The School Environment
Here I am referring to the school buildings, the surrounding areas, the yards, all of which can be another valuable resource for accelerating literacy skills; the notices in the school office, the sports fixture notices, door labels, snack areas. Every notice, label, chart should be of top quality and protected, even if only in a plastic bag, so it does not get defaced. Once out of date, (or defaced) it should be immediately removed. Old charts left up to flap in the breeze, make the noticing of new charts less effective. Think how successful businesses promote ideas!
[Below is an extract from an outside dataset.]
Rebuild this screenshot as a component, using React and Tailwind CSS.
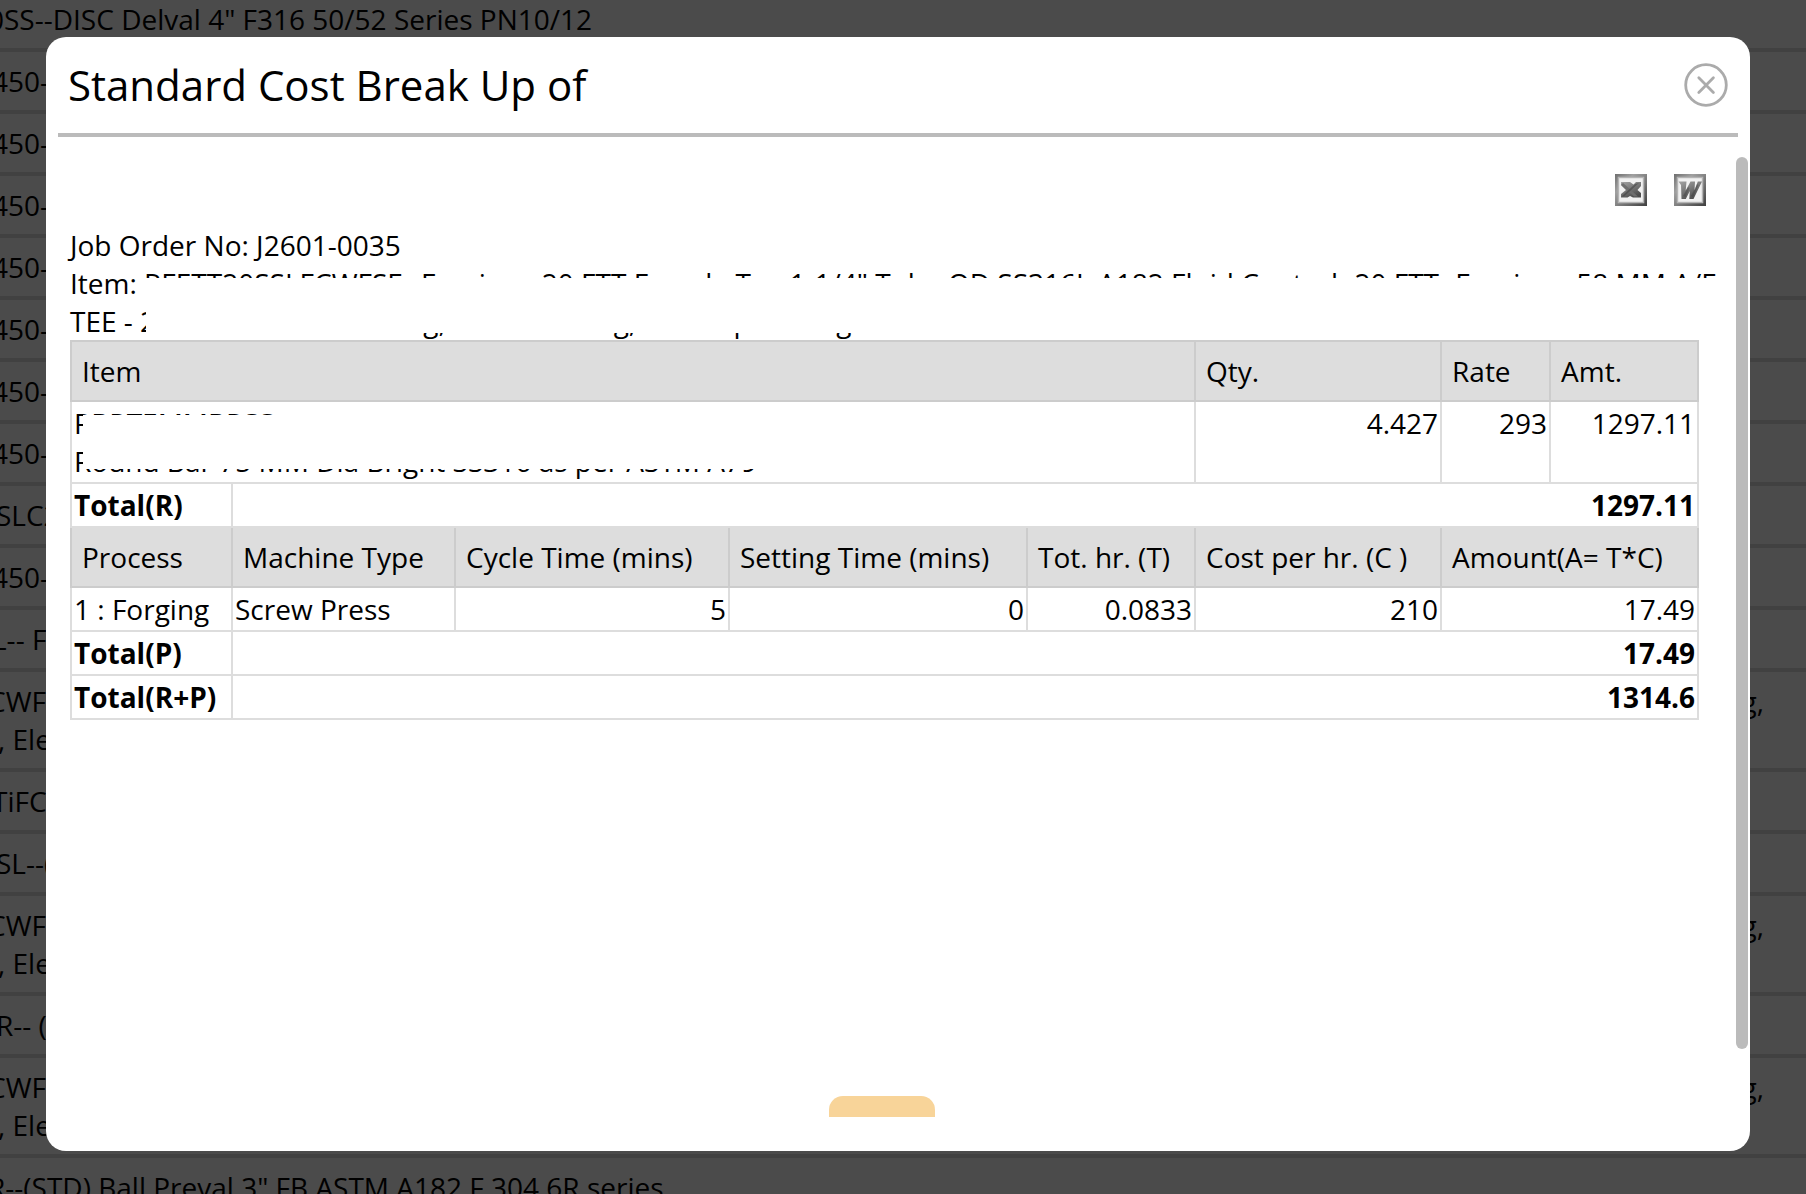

Like them you too are in the business of promoting, but in your case you are promoting literacy!
Keep everything in good condition and smart and students will respect the environment, the notices, the charts, the labels..showing pride in their school, pride in their classroom, and pride in their learning and in themselves.
I know all these strategies work, because I was Literacy Co-ordinator in my last school in England. It was not me alone that made them work, but it was the whole school’s group of dedicated teachers, of other staff and of mentors all of whom worked as a team and did it, with me just to oversee, to advice and to help with courses or in class support, or demo lessons. Every single subject benefited from the Whole School Initiative on Accelerating Literacy Skills in the Secondary School. No one considered the initiative a waste of time, and the more success we found, the more inspired the teachers were and the less disaffected the students were. We were all enjoying and proud of being on that upward spiral.